12 - Só assim não sendo quando a execução da pena suspensa a cumular já não deva considerar-se em curso, por ter terminado o respectivo prazo sem que tenha ocorrido qualquer prorrogação do mesmo ou sido ainda proferida a devida decisão quanto a eventual revogação da suspensão, nos termos dos arts. 56º e 57º do C. Penal.

13 - Nestes casos, tal como tem entendido jurisprudência recente do STJ, poderá efectivamente concluir-se não se justificar, em termos de prevenção geral de ressocialização, a inclusão num cúmulo jurídico duma pena que em rigor poderá já estar cumprida (por dever vir a ser considerada extinta), sem que tal cumprimento possa vir a ser objecto de desconto na execução da pena única a aplicar ao arguido.

14 - Porém, é manifesto não ser este o caso dos autos, por a execução da pena suspensa aplicada ao arguido no Proc. nº 349/07.1 SELSB estar ainda no seu início.

15 - Deverá assim concluir-se que, salvo em casos nos quais não se inclui o dos autos, deverão as penas de prisão suspensas aplicadas pela prática de crimes em concurso superveniente ser cumuladas com as aplicadas aos demais crimes integradores desse concurso, quer tais penas sejam efectivas ou suspensas na sua execução, desde que se verifiquem os demais pressupostos legais da aplicação duma pena única.

16 - Daí que, sendo inequívoca a ocorrência de concurso (de conhecimento) superveniente entre os crimes a que respeita o cúmulo jurídico já efectuado nos presentes autos e o crime pelo qual o arguido JG... foi condenado no Proc. nº 349/07.1 SELSB, deva considerar-se ter o douto despacho recorrido violado as disposições legais aplicáveis à realização de cúmulo jurídico em caso de conhecimento superveniente do concurso, constantes dos arts. 77º, nºs 1 e 3 e 78º, nº 1, do C. Penal, ao recusar a realização de novo cúmulo, englobando a pena aplicada no referido processo.

3. Apreciando.

i.
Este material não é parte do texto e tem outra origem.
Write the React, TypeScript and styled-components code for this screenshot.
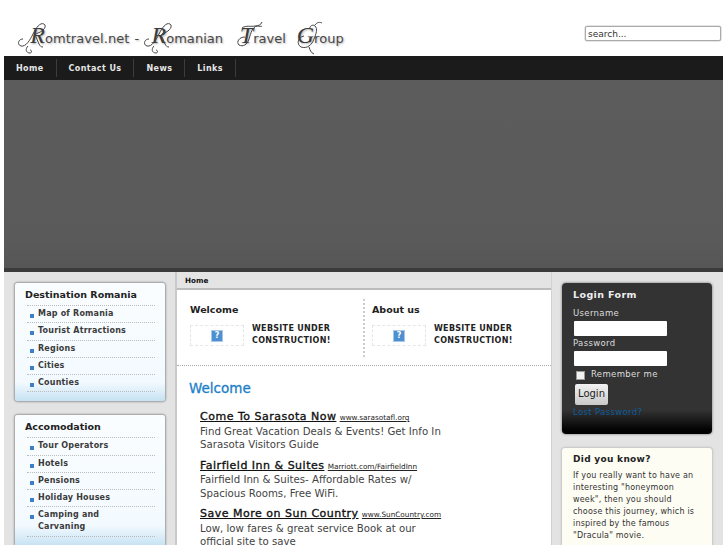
import React from "react";
import styled, { createGlobalStyle } from "styled-components";

const Global = createGlobalStyle`
  html, body { margin: 0; padding: 0; height: 545px; overflow: hidden; background: #fff; }
  body { font-family: "DejaVu Sans", sans-serif; color: #333; }
  * { box-sizing: border-box; }
`;

const Page = styled.div`width: 727px;`;
const Header = styled.header`
  height: 56px;
  display: flex;
  justify-content: space-between;
  padding: 17px 6px 0 17px;
`;
const Logo = styled.div`
  display: flex;
  align-items: baseline;
  height: 38px;
  white-space: nowrap;
  color: #484848;
  font-size: 13px;
  letter-spacing: .05px;
  line-height: 36px;
  text-shadow: 1px 1px 2px rgba(0,0,0,.3);
`;
const Cap = styled.span<{ $w: number }>`
  position: relative;
  display: inline-block;
  width: ${p => p.$w}px;
  font-family: "Liberation Serif", serif;
  font-style: italic;
  font-size: 24px;
  text-align: right;
  color: #3c3c3c;
`;
const Swirl = styled.svg`
  position: absolute;
  left: 0;
  top: 2px;
  width: 32px;
  height: 36px;
  fill: none;
  stroke: #444;
  stroke-width: 1;
`;
const Dash = styled.span`margin: 0 4px 0 5px;`;
const Gap = styled.span<{ $w: number }>`display: inline-block; width: ${p => p.$w}px;`;
const Search = styled.input`
  width: 136px;
  height: 15px;
  margin-top: 9px;
  padding: 0 2px;
  border: 1px solid #aaa;
  box-shadow: 0 0 0 .5px #ccc;
  border-radius: 2px;
  font: 9px "DejaVu Sans", sans-serif;
  color: #333;
  &::placeholder { color: #333; opacity: 1; }
`;
const Nav = styled.nav`
  height: 24px;
  margin: 0 4px;
  display: flex;
  background: #1b1b1b;
  align-items: stretch;
`;
const NavItem = styled.a`
  display: flex;
  align-items: center;
  padding: 0 12px;
  margin: 3px 0;
  font-size: 8px;
  font-weight: 700;
  letter-spacing: .4px;
  color: #e6e6e6;
  border-right: 1px solid #3c3c3c;
`;
const Banner = styled.div`
  height: 192px;
  margin: 0 4px;
  background: linear-gradient(#5c5c5c, #5a5a5a 85%, #565656);
  border-bottom: 4px solid #3b3b3b;
`;
const Columns = styled.div`
  margin: 0 4px;
  display: grid;
  grid-template-columns: 171px 377px 171px;
  background: #e3e3e3;
  height: 273px;
`;
const Side = styled.aside<{ $left?: boolean }>`
  padding: 11px 0 0 ${p => (p.$left ? 11 : 10)}px;
  display: flex;
  flex-direction: column;
  gap: 14px;
`;
const Module = styled.section`
  width: 150px;
  padding: 5px 10px 9px;
  border-radius: 3px;
  background: linear-gradient(#fafdff, #f3faff 84%, #c6e2f3);
  box-shadow: 0 0 2px 1px #9a9a9a;
`;
const ModuleTitle = styled.h3`
  margin: 0;
  height: 17px;
  font-size: 9.5px;
  line-height: 13px;
  font-weight: 700;
  color: #222;
`;
const MenuList = styled.ul`
  list-style: none;
  margin: 0 0 0 2px;
  padding: 0;
  border-top: 1px dotted #bbb;
`;
const MenuItem = styled.li`
  position: relative;
  padding: 2px 20px 2.25px 11px;
  font-size: 8px;
  line-height: 12px;
  font-weight: 700;
  letter-spacing: .2px;
  color: #3b3b3b;
  border-bottom: 1px dotted #bbb;
  &::before {
    content: "";
    position: absolute;
    left: 3px;
    top: 8px;
    width: 4px;
    height: 4px;
    background: #3d7fc4;
  }
`;
const Center = styled.main`
  border-left: 2px solid #c9c9c9;
  border-right: 1px solid #d2d2d2;
  background: #fff;
`;
const Crumb = styled.div`
  height: 18px;
  padding: 4px 0 0 8px;
  background: #e4e4e4;
  border-bottom: 2px solid #bcbcbc;
  font-size: 7.2px;
  line-height: 10px;
  font-weight: 700;
  color: #111;
`;
const Tops = styled.div`
  height: 76px;
  padding-top: 9px;
  display: grid;
  grid-template-columns: 186px 1fr;
  border-bottom: 1px dotted #aaa;
`;
const TopCol = styled.div<{ $div?: boolean }>`
  height: 58px;
  padding: 4px 0 0 ${p => (p.$div ? 7 : 13)}px;
  ${p => (p.$div ? "border-left: 2px dotted #ccc;" : "")}
`;
const TopTitle = styled.h4`
  margin: 0 0 9px;
  font-size: 9.5px;
  line-height: 13px;
  font-weight: 700;
  color: #222;
`;
const TopRow = styled.div`
  display: flex;
  gap: 8px;
`;
const Thumb = styled.div`
  width: 54px;
  height: 21px;
  border: 1px dashed #e6e6e6;
  display: flex;
  align-items: center;
  justify-content: center;
`;
const Qm = styled.span`
  width: 12px;
  height: 12px;
  background: #4d8fd1;
  border: 1px solid #a8c8e8;
  color: #fff;
  font-size: 8px;
  line-height: 10px;
  font-weight: 700;
  text-align: center;
`;
const Under = styled.div`
  font-size: 8px;
  line-height: 12px;
  font-weight: 700;
  letter-spacing: .3px;
  color: #222;
  white-space: pre-line;
  margin-top: -2px;
`;
const Body = styled.div`padding: 13px 0 0 12px;`;
const H1 = styled.h2`
  margin: 0 0 13px;
  font-size: 13.5px;
  line-height: 18px;
  font-weight: 400;
  -webkit-text-stroke: .3px #1b80c8;
  color: #1b80c8;
`;
const Ads = styled.div`
  padding-left: 11px;
  width: 259px;
`;
const Ad = styled.div`
  margin-bottom: 7px;
  font-size: 10.2px;
  line-height: 13.5px;
  color: #444;
`;
const AdTitle = styled.a`
  font-size: 11px;
  font-weight: 400;
  -webkit-text-stroke: .35px #111;
  letter-spacing: .5px;
  color: #111;
  text-decoration: underline;
`;
const AdUrl = styled.a`
  font-size: 7.3px;
  color: #222;
  text-decoration: underline;
`;
const Login = styled.section`
  width: 150px;
  height: 151px;
  padding: 5px 11px 0;
  border-radius: 4px;
  background: linear-gradient(#333, #333 84%, #000 98%);
  box-shadow: 0 0 2px 1px #aaa;
  color: #ddd;
  font-size: 8.5px;
  letter-spacing: .35px;
`;
const LoginTitle = styled.h3`
  margin: 0 0 6px;
  font-size: 9.5px;
  line-height: 13px;
  font-weight: 700;
  letter-spacing: .4px;
  color: #eee;
`;
const Label = styled.div`line-height: 12px; height: 12px; margin-bottom: 2px;`;
const TextBox = styled.div`
  width: 93px;
  height: 15px;
  margin: 0 0 1px 1px;
  background: #fff;
  border-radius: 1px;
`;
const Remember = styled.div`
  display: flex;
  align-items: center;
  gap: 6px;
  margin: 1px 0 3px 3px;
  height: 14px;
`;
const Check = styled.span`
  width: 9px;
  height: 9px;
  margin-top: 2px;
  background: #f2f2f2;
  border: 1px solid #999;
`;
const LoginBtn = styled.div`
  width: 33px;
  height: 21px;
  margin: 0 0 1px 2px;
  background: linear-gradient(#f2f2f2, #c9c9c9);
  border-radius: 2px;
  color: #222;
  font-size: 10px;
  letter-spacing: 0;
  line-height: 20px;
  text-align: center;
`;
const Lost = styled.a`color: #0d5c9c; display: block; line-height: 12px;`;
const Know = styled.section`
  width: 150px;
  height: 120px;
  padding: 5px 11px 0;
  border-radius: 3px 3px 0 0;
  background: #fdfdf4;
  box-shadow: 0 0 2px 1px #c4c4c4;
`;
const KnowTitle = styled.h3`
  margin: 0 0 4px;
  font-size: 9px;
  line-height: 13px;
  font-weight: 700;
  letter-spacing: .3px;
  color: #222;
`;
const KnowText = styled.p`
  margin: 0;
  font-size: 8px;
  line-height: 12.1px;
  letter-spacing: .2px;
  color: #333;
`;

const flourishes: Record<string, string> = {
  R: "M6 20c-5 0-6 6-2 7 5 1 9-6 12-12 3-6 7-12 11-10 3 2 0 7-6 9-3 1-3 2-2 4l3 7c1 2 2 3 4 3M11 27c-3 3-2 7 2 7 2 0 2-3 0-3",
  T: "M10 18c-6 0-9 5-6 8 4 2 8 0 10-6 2-6 3-12 8-13 3 0 4 1 5 0M7 9c4-3 9-1 13-2 3 0 6-1 7-4",
  G: "M9 17c-6 1-8 8-3 11 6 2 11-2 13-8 2-5 4-10 1-13-2-2-6 0-5 3M20 6c2-3 5-3 7-2M14 28c1 3 2 6 5 7",
};

const L = ({ c, w }: { c: string; w: number }) => (
  <Cap $w={w}>
    <Swirl viewBox="0 0 32 36"><path d={flourishes[c]} /></Swirl>
    {c}
  </Cap>
);

const dest = ["Map of Romania", "Tourist Atrractions", "Regions", "Cities", "Counties"];
const acc = ["Tour Operators", "Hotels", "Pensions", "Holiday Houses", "Camping and Carvaning"];
const ads = [
  ["Come To Sarasota Now", "www.sarasotafl.org", "Find Great Vacation Deals & Events! Get Info In Sarasota Visitors Guide"],
  ["Fairfield Inn & Suites", "Marriott.com/FairfieldInn", "Fairfield Inn & Suites- Affordable Rates w/ Spacious Rooms, Free WiFi."],
  ["Save More on Sun Country", "www.SunCountry.com", "Low, low fares & great service Book at our official site to save"],
];
const uc = "WEBSITE UNDER\nCONSTRUCTION!";

export default function App() {
  return (
    <Page>
      <Global />
      <Header>
        <Logo>
          <L c="R" w={28} />omtravel.net<Dash>-</Dash>
          <L c="R" w={23} />omanian<Gap $w={12} />
          <L c="T" w={18} />ravel<Gap $w={9} />
          <L c="G" w={19} />roup
        </Logo>
        <Search placeholder="search..." />
      </Header>
      <Nav>
        {["Home", "Contact Us", "News", "Links"].map(n => <NavItem key={n}>{n}</NavItem>)}
      </Nav>
      <Banner />
      <Columns>
        <Side $left>
          <Module>
            <ModuleTitle>Destination Romania</ModuleTitle>
            <MenuList>{dest.map(d => <MenuItem key={d}>{d}</MenuItem>)}</MenuList>
          </Module>
          <Module>
            <ModuleTitle>Accomodation</ModuleTitle>
            <MenuList>{acc.map(d => <MenuItem key={d}>{d}</MenuItem>)}</MenuList>
          </Module>
        </Side>
        <Center>
          <Crumb>Home</Crumb>
          <Tops>
            <TopCol>
              <TopTitle>Welcome</TopTitle>
              <TopRow><Thumb><Qm>?</Qm></Thumb><Under>{uc}</Under></TopRow>
            </TopCol>
            <TopCol $div>
              <TopTitle>About us</TopTitle>
              <TopRow><Thumb><Qm>?</Qm></Thumb><Under>{uc}</Under></TopRow>
            </TopCol>
          </Tops>
          <Body>
            <H1>Welcome</H1>
            <Ads>
              {ads.map(a => (
                <Ad key={a[0]}>
                  <AdTitle>{a[0]}</AdTitle> <AdUrl>{a[1]}</AdUrl><br />{a[2]}
                </Ad>
              ))}
            </Ads>
          </Body>
        </Center>
        <Side>
          <Login>
            <LoginTitle>Login Form</LoginTitle>
            <Label>Username</Label>
            <TextBox />
            <Label>Password</Label>
            <TextBox />
            <Remember><Check />Remember me</Remember>
            <LoginBtn>Login</LoginBtn>
            <Lost>Lost Password?</Lost>
          </Login>
          <Know>
            <KnowTitle>Did you know?</KnowTitle>
            <KnowText>If you really want to have an interesting "honeymoon week", then you should choose this journey, which is inspired by the famous "Dracula" movie.</KnowText>
          </Know>
        </Side>
      </Columns>
    </Page>
  );
}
Como se constata pela leitura do que se deixa transcrito, a única questão aqui em debate resume-se a saber se há ou não lugar a cúmulo jurídico entre uma pena de prisão efectiva e uma pena de prisão suspensa na sua execução.

          A Mª Juiz “a quo” entendeu que a resposta a tal questão será negativa e o recorrente Mº Pº defende que deverá ser afirmativa.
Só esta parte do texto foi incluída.